Sidbury: Really, we're just sitting around...having my friends over, sitting around because I don’t really get to see them that much because I’m at school. So when I get to see my family and friends I try to make the most of it.

How about your boys, you guys have to go out sometimes, right?

Sidbury: Yeah, we go out sometimes. We go out to have a good time but also be responsible and that way we (show) have character and home training. So going out and making a fool of myself is something I don’t do and I try to surround myself with people like myself and stay away from situations.

So you try to act like your mama raised you right?

Sidbury: Oh yeah most definitely. I don’t play that. (laughs) That’s pretty much it.

Did you have a strict mom growing up?

Sidbury: I wouldn’t say my parents where super strict, but they definitely taught me right from wrong. They talked to me outside of everything and if I was to do something wrong as a child I would get punished. But they would talk to me, council me, and tell me what’s right and what’s wrong. I never really was a rebellious child so I never really got in a lot of trouble growing up, but you know, knowing what’s right and what’s wrong. Not getting in trouble at school, not getting in trouble with the law, treating people with dignity and respect. Those are things my parents taught me growing up.

So we're not going to find any anonymous pictures on any web sites?

Sidbury: Nah, you ain't going to find any of that.

How about other sports, did you follow other sports as a fan growing up?

Sidbury: I played a little bit of everything when I was growing up. Basketball, baseball, ran track in high school...I was pretty much into everything when I was growing up. But you've got to make a decision at some point on which sport you're going to invest the most time to.

You are a pretty athletic guy coming from ACC country. I figured you definitely had some hoops game for sure.

Sidbury: Growing up I thought I was going to be 6’8 or 6’9. But I’m 6’3. So there aren’t too many 263-pound shooting guards out there. So I had to make a decision.

I hear that. I’m part Croatian and guys like Tony Kukoc came from there. Both my uncles are like 6’4 or 6’5. so I figured I would grow to be at least as tall as them. But I reach 6’1, barely. I have to go on my tippy toes to get to 6’1, so I hear you. Then you get shut down, like you said, when you’re a big dude and you've got to play on the perimeter--those things just don’t mix.
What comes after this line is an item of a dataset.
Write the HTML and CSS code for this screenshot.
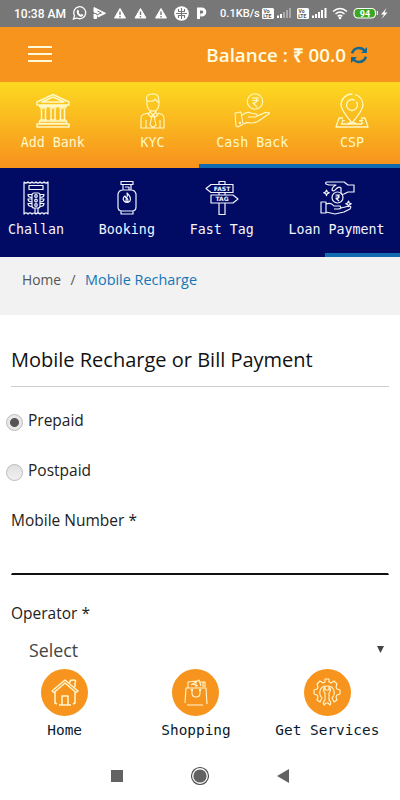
FILE: index.html
```html
<!DOCTYPE html>
<html lang="en">

<head>
    <meta charset="UTF-8">
    <meta name="viewport" content="width=device-width, initial-scale=1.0">
    <title>Mobile Recharge</title>
    <link rel="stylesheet" href="styles.css">
</head>

<body>
    <div class="status-bar">
        <span class="time">10:38 AM</span>
        <svg width="136" height="27" viewBox="72 0 136 27">
            <path d="M73.5 19l1-3.3a6 6 0 1 1 2.4 2.3z" fill="none" stroke="#fff" stroke-width="1.3"/>
            <path d="M77 10.5q.8-1.5 1.7 0l.4 1.2-.6.9q.8 1.5 2.2 2.1l1-.8 1.6.9q0 1.7-1.8 2c-3 0-5.6-3.6-4.5-6.3z" fill="#fff"/>
            <path d="M94 7.5l11.5 5.8-7.5 3.7v-3.5l-4-1.5zM94 14l2.5 1v3.5H94z" fill="#fff" stroke="#fff" stroke-linejoin="round"/>
            <path d="M97.5 11l4 2-4 1.5" fill="none" stroke="#777"/>
            <path d="M120 8.5l5.5 9.5h-11zM140.5 8.5l5.5 9.5h-11zM161 8.5l5.5 9.5h-11z" fill="#fff" stroke="#fff" stroke-linejoin="round"/>
            <path d="M120 11.5v3.5m0 1v1.4M140.5 11.5v3.5m0 1v1.4M161 11.5v3.5m0 1v1.4" stroke="#777" stroke-width="1.4"/>
            <circle cx="181.5" cy="13.5" r="7.3" fill="#fff"/>
            <path d="M176 13.5h11M181.5 8v11M178.5 9v2.5h6V9M178.5 18v-2.5h6V18" fill="none" stroke="#777" stroke-width="1.1"/>
            <path d="M198.5 19V9h3.3a2.7 2.7 0 0 1 0 6h-1.5" fill="none" stroke="#fff" stroke-width="3"/>
        </svg>
        <span class="speed">0.1KB/s</span>
        <svg width="134" height="27" viewBox="261 0 134 27">
            <rect x="262" y="8" width="12" height="11" rx="1.5" fill="#fff"/>
            <rect x="297" y="8" width="12" height="11" rx="1.5" fill="#fff"/>
            <text class="volte" x="263.5" y="13.2">Vo</text>
            <text class="volte" x="263.2" y="18.2">LTE</text>
            <text class="volte" x="298.5" y="13.2">Vo</text>
            <text class="volte" x="298.2" y="18.2">LTE</text>
            <path d="M278 18v-2.5M281 18v-4" stroke="#fff" stroke-width="2"/>
            <path d="M284 18v-6M287 18v-8M290 18V8" stroke="#aaa" stroke-width="2"/>
            <path d="M313 18v-2.5M316 18v-4M319 18v-6M322 18v-8M325.5 18V8" stroke="#fff" stroke-width="2"/>
            <path d="M333 11.5q7-6 14 0M335.5 14q4.5-4 9 0M337.7 16.3q2.3-2 4.6 0" fill="none" stroke="#fff" stroke-width="1.6"/>
            <circle cx="340" cy="18" r="1.3" fill="#fff"/>
            <rect x="354" y="8.5" width="21.5" height="9.5" rx="4" fill="#3aa81e" stroke="#fff" stroke-width="1.2"/>
            <path d="M377.3 11v4" stroke="#fff"/>
            <text class="battery" x="365" y="16.7">94</text>
            <path d="M386.5 8l-5.5 6.5h3l-2.5 4.5 6-6.5h-3z" fill="#fff"/>
        </svg>
    </div>

    <div class="header">
        <div class="menu-button"><span></span><span></span><span></span></div>
        <div class="balance">
            Balance : ₹ 00.0
            <svg width="18" height="18" viewBox="0 0 18 18" fill="none" stroke="#17688f" stroke-width="2.6">
                <path d="M2 7.2Q4 2 9 2q3.5 0 6 3M16 10.8Q14 16 9 16q-3.5 0-6-3"/>
                <path d="M17 1v6h-6zM1 17v-6h6z" fill="#17688f" stroke="none"/>
            </svg>
        </div>
    </div>

    <div class="services services-top">
        <div class="service-list">
            <div class="service">
                <svg width="36" height="36" viewBox="0 0 36 36" stroke-width="1.5">
                    <path d="M2 9L18 1.5 34 9v3H2zM7 9l11-5 11 5zM4 13.5h28M4.5 28h27v2.5h-27zM2 31h32v3H2z"/>
                    <path d="M5 15h7M6.5 16v10.5M10.5 16v10.5M5 27h7M14.5 15h7M16 16v10.5M20 16v10.5M14.5 27h7M24 15h7M25.5 16v10.5M29.5 16v10.5M24 27h7"/>
                </svg>
                <span>Add Bank</span>
            </div>
            <div class="service">
                <svg width="36" height="36" viewBox="0 0 36 36" stroke-width="1.1">
                    <path d="M12 8q-2-7 5-7 7-1 7 7v4q-1 6-6 6t-6-6zM12 8q7 1 8-2l4 4M15 17v2l3 3 3-3v-2M15 19l-2 2 3 3 2-2 2 2 3-2-2-2M18 22l-1.5 3-1.5 7 3 2.5 3-2.5-1.5-7z"/>
                    <path d="M13 20l-5 1.5q-2 1-2 4V35h5v-8M23 20l4 1.5q2 1 2 4V35h-4v-8M11 35h14"/>
                </svg>
                <span>KYC</span>
            </div>
            <div class="service">
                <svg width="36" height="36" viewBox="0 0 36 36" stroke-width="1.1">
                    <circle cx="21" cy="8.5" r="7.7"/>
                    <path d="M18 5h7M18 7.5h7M19 5c5 0 5 5 0 5l4 4"/>
                    <path d="M1 20l6-1 2 12-5 3-2-1zM8 22q5-4 9-2l5 1q3 2-1 3h-7M23 23l7-3q5-1 6 0l-10 7q-4 3-9 3-5-1-7 1M26 22l6-3"/>
                    <circle cx="6" cy="30" r=".6"/>
                </svg>
                <span>Cash Back</span>
            </div>
            <div class="service">
                <svg width="36" height="36" viewBox="0 0 36 36" stroke-width="1.3">
                    <path d="M18 30Q7 17 7 12a11 11 0 0 1 22 0q0 5-11 18z" stroke-dasharray="39 3 90"/>
                    <circle cx="18" cy="12" r="5.5" stroke-dasharray="28 2 9"/>
                    <path d="M9 25H5L2 34h32l-3-9h-4M7 31h21M8 27l3 1M25 28l4-1M14 30h8M7 31l2-3M29 31l-2-3"/>
                </svg>
                <span>CSP</span>
            </div>
        </div>
        <div class="scroll-thumb"></div>
    </div>

    <div class="services services-bottom">
        <div class="service-list">
            <div class="service">
                <svg width="36" height="36" viewBox="0 0 36 36" stroke-width="1.2">
                    <path d="M6 2q2 2 4 0 2 2 4 0 2 2 4 0 2 2 4 0 2 2 4 0 2 2 4 0v32q-2-2-4 0-2-2-4 0-2-2-4 0-2-2-4 0-2-2-4 0-2-2-4 0z"/>
                    <path d="M11 5.5h14v4H11zM14 15q0-2 2-2h4q2 0 2 2v11q0 2-2 2h-4q-2 0-2-2zM17 28v6M20 28v6M14 14.5h-4q0 3 4 3M14 19h-4q0 3 4 3M14 23.5h-4q0 3 4 3M22 14.5h4q0 3-4 3M22 19h4q0 3-4 3M22 23.5h4q0 3-4 3"/>
                    <circle cx="18" cy="16" r="1.3"/><circle cx="18" cy="20.5" r="1.3"/><circle cx="18" cy="25" r="1.3"/>
                </svg>
                <span>Challan</span>
            </div>
            <div class="service">
                <svg width="36" height="36" viewBox="0 0 36 36" stroke-width="1.2">
                    <path d="M12 1.5h12v3H12zM14 5v5M22 5v5M16 7h4v3M9 14q1-4 5-4h8q4 0 5 4v13q0 4-4 4H13q-4 0-4-4zM12 31v3h12v-3"/>
                    <path d="M18 13q5 5 3 8-3 3-6 0-2-3 1-5l1 2q2-1 1-5zM18 18q2 3 0 4-2-1 0-4"/>
                </svg>
                <span>Booking</span>
            </div>
            <div class="service">
                <svg width="36" height="36" viewBox="0 0 36 36" stroke-width="1.2">
                    <path d="M15 5V1.5h6V5M7 4.5h22v8H7l-5-4zM15 12.5v2.5M21 12.5v2.5M7 15h22l5 4-5 4H7zM15 23v11.5h6V23"/>
                    <text class="sign" x="18" y="10.7">FAST</text>
                    <text class="sign" x="18" y="21.2">TAG</text>
                </svg>
                <span>Fast Tag</span>
            </div>
            <div class="service">
                <svg width="36" height="36" viewBox="0 0 36 36" stroke-width="1.2">
                    <path d="M35 5h-6l-4-3H8q-2 0-1 2l3 1h7q-4 2-4 5 2 2 4-1 3-3 5-1v4q0 3 3 2l4-2h6z"/>
                    <circle cx="18.5" cy="17.5" r="5.5"/>
                    <path d="M16.5 15h4.5M16.5 17h4.5M17 15q4 0 2 3.5h-2l3 2.5"/>
                    <path d="M2 22h5v11H2zM7 24q5-2 8 2h6q2 2-1 3h-5M22 28l8-2q3 0 1 3l-6 3-9 2-9-2M7.5 10l.8 2 2 .8-2 .8-.8 2-.8-2-2-.8 2-.8zM29.5 21l.8 2 2 .8-2 .8-.8 2-.8-2-2-.8 2-.8z"/>
                </svg>
                <span>Loan Payment</span>
            </div>
        </div>
        <div class="scroll-thumb"></div>
    </div>

    <div class="breadcrumb">
        <span>Home</span>
        <span class="separator">/</span>
        <span class="current">Mobile Recharge</span>
    </div>

    <div class="content">
        <h1>Mobile Recharge or Bill Payment</h1>
        <label class="radio-row"><input type="radio" name="plan" checked><span>Prepaid</span></label>
        <label class="radio-row"><input type="radio" name="plan"><span>Postpaid</span></label>
        <label class="field-label" for="mobile">Mobile Number *</label>
        <input class="mobile-input" id="mobile" type="text">
        <div class="field-label">Operator *</div>
        <div class="select-box">
            <span>Select</span>
            <svg width="7" height="7" viewBox="0 0 7 7"><path d="M0 0h7L3.5 7z" fill="#444"/></svg>
        </div>
    </div>

    <div class="bottom-nav">
        <div class="nav-item">
            <div class="nav-circle">
                <svg width="30" height="30" viewBox="0 0 30 30" stroke-width="1.5">
                    <path d="M2 13L15 2l13 11-2 1.5L15 5 4 14.5zM5 14v11l2 1M25 14v11l-2 1M9 27h12M12 27v-9h6v9M20 5q-1-3 3-3t2 3v4"/>
                </svg>
            </div>
            <span>Home</span>
        </div>
        <div class="nav-item">
            <div class="nav-circle">
                <svg width="30" height="30" viewBox="0 0 30 30" stroke-width="1.1">
                    <path d="M4 25l1-15h20l1 16M6 27h16M7 10V4l8-1v6M10 7l8-5 2 6M19 4h5v5M22 4v5M12 6l5 2"/>
                    <path d="M11 12v3q0 4 4 4t4-4v-3"/>
                    <circle cx="11" cy="12" r=".6"/><circle cx="19" cy="12" r=".6"/>
                </svg>
            </div>
            <span>Shopping</span>
        </div>
        <div class="nav-item">
            <div class="nav-circle">
                <svg width="30" height="30" viewBox="0 0 30 30" stroke-width="1.1">
                    <path d="M8 24l-3-2 1-3-1-2-3-1v-4l3-1 1-2-1-3 3-3 3 2 2-1V1h4v3l2 1 3-2 3 3-1 3 1 2 3 1v4l-3 1-1 2 1 3-3 2-2-4q3-3 2-7-1-5-7-5t-7 5q-1 4 2 7z"/>
                    <path d="M13 9q-3 3 0 6v7q-3 3-1 5l2-2h2l2 2q2-2-1-5v-7q3-3 0-6v3h-4z"/>
                </svg>
            </div>
            <span>Get Services</span>
        </div>
    </div>

    <div class="system-nav">
        <svg width="12" height="12"><rect width="12" height="12" fill="#626262"/></svg>
        <svg width="20" height="20" viewBox="0 0 20 20"><circle cx="10" cy="10" r="8.5" fill="none" stroke="#444" stroke-width="1.1"/><circle cx="10" cy="10" r="6.6" fill="#626262"/></svg>
        <svg width="12" height="14" viewBox="0 0 12 14"><path d="M0 7L12 0v14z" fill="#626262"/></svg>
    </div>
</body>

</html>
```
FILE: styles.css
```css
* {
    box-sizing: border-box;
}

body {
    margin: 0;
    height: 800px;
    overflow: hidden;
    background-color: #fff;
    font-family: "Open Sans", sans-serif;
    color: #222;
}

svg {
    display: block;
    flex: none;
}

.status-bar {
    display: flex;
    align-items: center;
    height: 27px;
    padding-left: 14px;
    background-color: #777;
    color: #fff;
    font-family: Roboto, sans-serif;
    font-size: 12px;
    font-weight: 500;
    white-space: nowrap;
}

.time {
    width: 58px;
}

.speed {
    width: 41px;
    margin-left: 12px;
    font-size: 11.1px;
}

.volte {
    font: bold 5px Roboto, sans-serif;
    fill: #555;
}

.battery {
    font: bold 9px Roboto, sans-serif;
    fill: #fff;
    text-anchor: middle;
}

.header {
    display: flex;
    justify-content: space-between;
    align-items: center;
    height: 55px;
    padding: 0 32px 0 28px;
    background-color: #f7941e;
}

.menu-button {
    display: flex;
    flex-direction: column;
    gap: 5px;
    width: 24px;
    padding-bottom: 2px;
}

.menu-button span {
    height: 2px;
    background-color: #fffbd8;
}

.balance {
    display: flex;
    align-items: center;
    gap: 4px;
    color: #fffde0;
    font-size: 18.8px;
    font-weight: 600;
    white-space: nowrap;
}

.services {
    display: flex;
    flex-direction: column;
    justify-content: space-between;
    font-family: "DejaVu Sans Mono", monospace;
    font-size: 13.3px;
    line-height: 18px;
}

.services svg {
    fill: none;
    stroke: currentColor;
    stroke-linejoin: round;
}

.services-top {
    height: 86px;
    padding-top: 11px;
    background: linear-gradient(#fdd920, #f7941e 95%);
    color: #fff9c5;
}

.services-bottom {
    height: 89px;
    padding-top: 12px;
    background-color: #020b64;
    color: #f2f4ff;
}

.service-list {
    display: flex;
}

.services-top .service-list {
    padding-left: 3px;
}

.services-top .service {
    width: 99.7px;
}

.services-bottom .service-list {
    gap: 34.8px;
    padding-left: 8px;
}

.service {
    display: flex;
    flex: none;
    flex-direction: column;
    align-items: center;
    gap: 5px;
    white-space: nowrap;
}

.sign {
    font: bold 6px "DejaVu Sans", sans-serif;
    fill: currentColor;
    stroke: none;
    text-anchor: middle;
}

.scroll-thumb {
    height: 4px;
    margin-left: auto;
    background-color: #126bb0;
}

.services-top .scroll-thumb {
    width: 201px;
}

.services-bottom .scroll-thumb {
    width: 75px;
}

.breadcrumb {
    display: flex;
    height: 58px;
    padding: 13px 22px 12px;
    background-color: #f2f2f2;
    color: #555;
    font-size: 13.8px;
    line-height: 20px;
}

.separator {
    margin: 0 9.5px;
}

.current {
    color: #1476b5;
    font-size: 14.4px;
}

.content {
    padding: 28px 11px 0;
    font-size: 15.5px;
}

h1 {
    height: 44px;
    margin: 0 0 23px;
    border-bottom: 1px solid #ccc;
    color: #111;
    font-size: 20px;
    font-weight: 400;
    line-height: 33px;
}

.radio-row {
    display: flex;
    gap: 5px;
    height: 50px;
    margin-left: -5px;
    line-height: 20px;
}

.radio-row input {
    appearance: none;
    width: 17px;
    height: 17px;
    margin: 4px 0 0;
    border: 1px solid #bbb;
    border-radius: 50%;
    background: linear-gradient(#e0e0e0, #f1f1f1);
}

.radio-row input:checked {
    background: radial-gradient(circle, #555 4px, #e8e8e8 5px);
}

.field-label {
    display: block;
    height: 20px;
    line-height: 20px;
}

.mobile-input {
    display: block;
    width: 100%;
    height: 45px;
    margin-bottom: 28px;
    border: 1px solid transparent;
    border-bottom: 2px solid #111;
    background: none;
    outline: none;
}

.select-box {
    display: flex;
    justify-content: space-between;
    align-items: center;
    height: 33px;
    margin-top: 10px;
    padding: 0 5px 0 18px;
    color: #444;
    font-size: 17.8px;
}

.bottom-nav {
    display: flex;
    height: 85px;
    margin: 3px 0 0 -1px;
    padding-right: 7px;
    color: #071a2d;
    font-family: "DejaVu Sans Mono", monospace;
    font-size: 14.4px;
    line-height: 20px;
    white-space: nowrap;
}

.nav-item {
    display: flex;
    flex: 1 1 0;
    flex-direction: column;
    align-items: center;
    gap: 4px;
}

.nav-circle {
    display: flex;
    justify-content: center;
    align-items: center;
    width: 47px;
    height: 47px;
    border-radius: 50%;
    background-color: #f7941e;
}

.nav-circle svg {
    fill: none;
    stroke: #fff7d0;
    stroke-linejoin: round;
}

.system-nav {
    display: flex;
    align-items: center;
    gap: 67px;
    height: 44px;
    padding-left: 111px;
}
```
So in high school, what did you play?

Sidbury: I didn’t play basketball in high school. We had a pretty good team. I just did baseball and track along with football when I was in high school.

Let’s talk a little bit of football then. Coming from a small school your experience is a little different than other guys', like Brian Orakpo’s from Texas or Robert Ayers', the SEC player from Tennessee?

Sidbury: You know, to be honest there really isn't much of a difference outside of maybe a little bit of a drop in talent, but not too much. Playing in the CAA, the best I-AA conference (Championship Sub-Division), there were a lot of competitive teams. I think in the past our conference had been ranked above two of the lower Division I conferences or Bowl Sub-Division conferences. Outside of not having as many fans at the games and the mystique behind our program, you know, it’s pretty much the same. We still go out there and practice like those guys and play hard just like them. But when it comes to this process right here, it seems like we have to jump through a few more hoops to show that we can play.

Talk about the fact that guys like Joe Flacco, and DRC, Dominique Rodgers-Cromartie. They were both first round picks and made immediate impacts last season. One played in the Super Bowl and the other one led his team to the AFC Championship game and was a guy you played against, Joe Flacco. Do you pay attention to that? Do you take note of that and say, "Good for them...and not only good for them, but good for me" because it gives more credibility to the small schools in general?

Sidbury: It just goes to show that there are good players at this level and some of the players are better than some of the kids at bigger schools. I mean, those two guys...I played against Joe and throughout this whole process I had no doubts that he was one of the best quarterbacks coming out. I was on the field with him and saw how he threw the football and I saw a little bit of tape on Dominique because we had played against Vanderbilt and he played against them too. So he stood out, but at the same time seeing those guys make a impact at the next level just goes to show and gives me a little bit of confidence that I can do the same thing.

So when you step out onto the field at these all star games, like the East/West Shrine Game and then the Senior Bowl, people assume right away that you need to prove yourself against the bigger school guys. When you step on the field it sounds like you want to prove yourself to the scouts, but it also seems that you already had the mentality, you already knew you could play with these guys and you didn’t need to prove it to yourself.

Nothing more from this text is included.